Garrett’s activity forced the Gorillas to look elsewhere. They ended up getting called for a shot-clock violation.
“He gets his hands on a lot of balls. That’s what he does,” Self said. “He’s not going to be a guy that’s going to average double figures as a freshman. But he can be a guy that can steal us a lot of extra possessions.”
And yet, there are still the moments that will drive his coach crazy.
With just over two minutes to play in the first half, Garrett trailed Graham up the court.
Graham passed Garrett the ball and he shot a contested 3. The ball didn’t move from side to side, a staple of not only Self’s offense, but also that of Garrett’s former coach. The possession lasted seven seconds.
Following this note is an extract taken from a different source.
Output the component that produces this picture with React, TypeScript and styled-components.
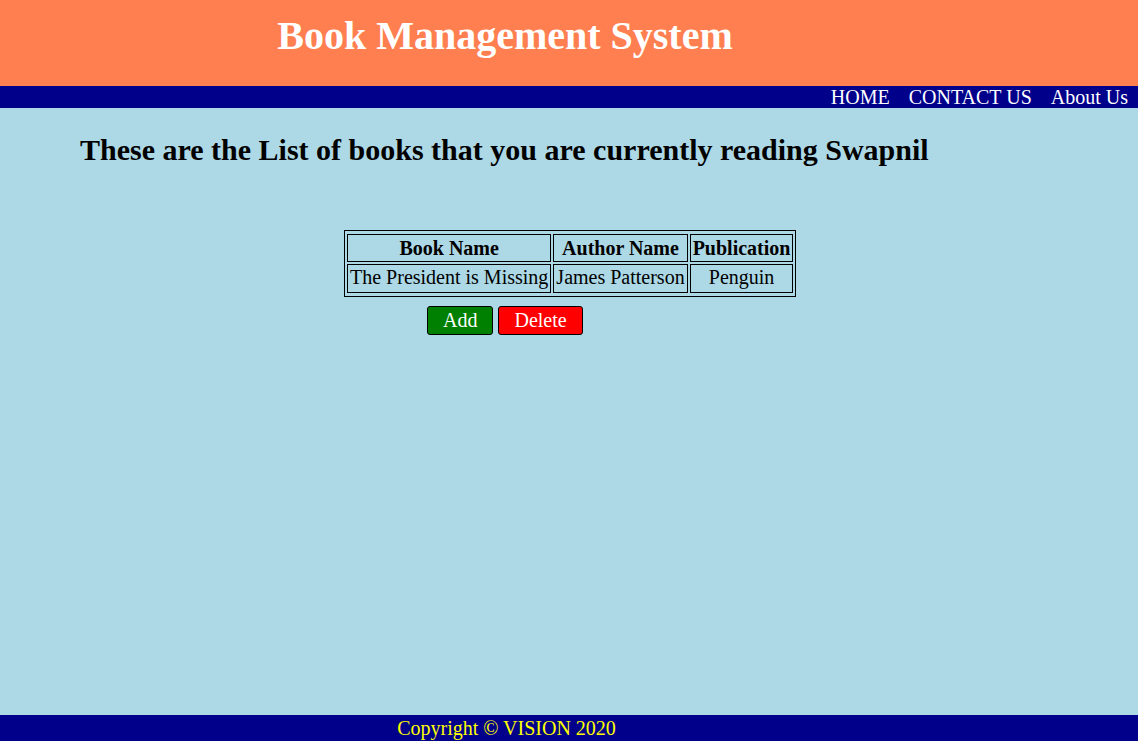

Earlier in the first half, Garrett poked a ball away. Rather than passing it to an open Mykhailiuk, who was running up the floor, he began to dribble.
Garrett turned it over and Billy Preston had to step in and take a foul to stop a layup. Self screamed in frustration from the bench.
In those moments, the freshman looked like a freshman, as compared to the “freshman, but he’s not really a freshman” Self had a year ago.
“Maybe the biggest dog in college basketball as a freshman last year,” Self said of Jackson. “I mean, he was an assassin.”
The good news for Garrett is that he doesn’t need to be just yet.
It’s unlikely Garrett will play a meaningful minute this season without two of Graham, Mykhailiuk, Malik Newman and Lagerald Vick on the floor, meaning his developing 3-point shot won’t need to come around overnight.
For now, Garrett can play his way. That means straight-line drives to the basket to draw fouls — he shot a game-high eight free throws — and a little bit of everything else, like the five rebounds (two offensive), three assists, one steal and one block he tallied against Pittsburg State.
By the time he’s an upperclassman, though, would it shock anyone if these words that Self spoke of Jackson last year were being spoken about him?
“God, did he play good. I mean he played good. He showed America tonight that’s about as versatile of a player as there is in the college game.”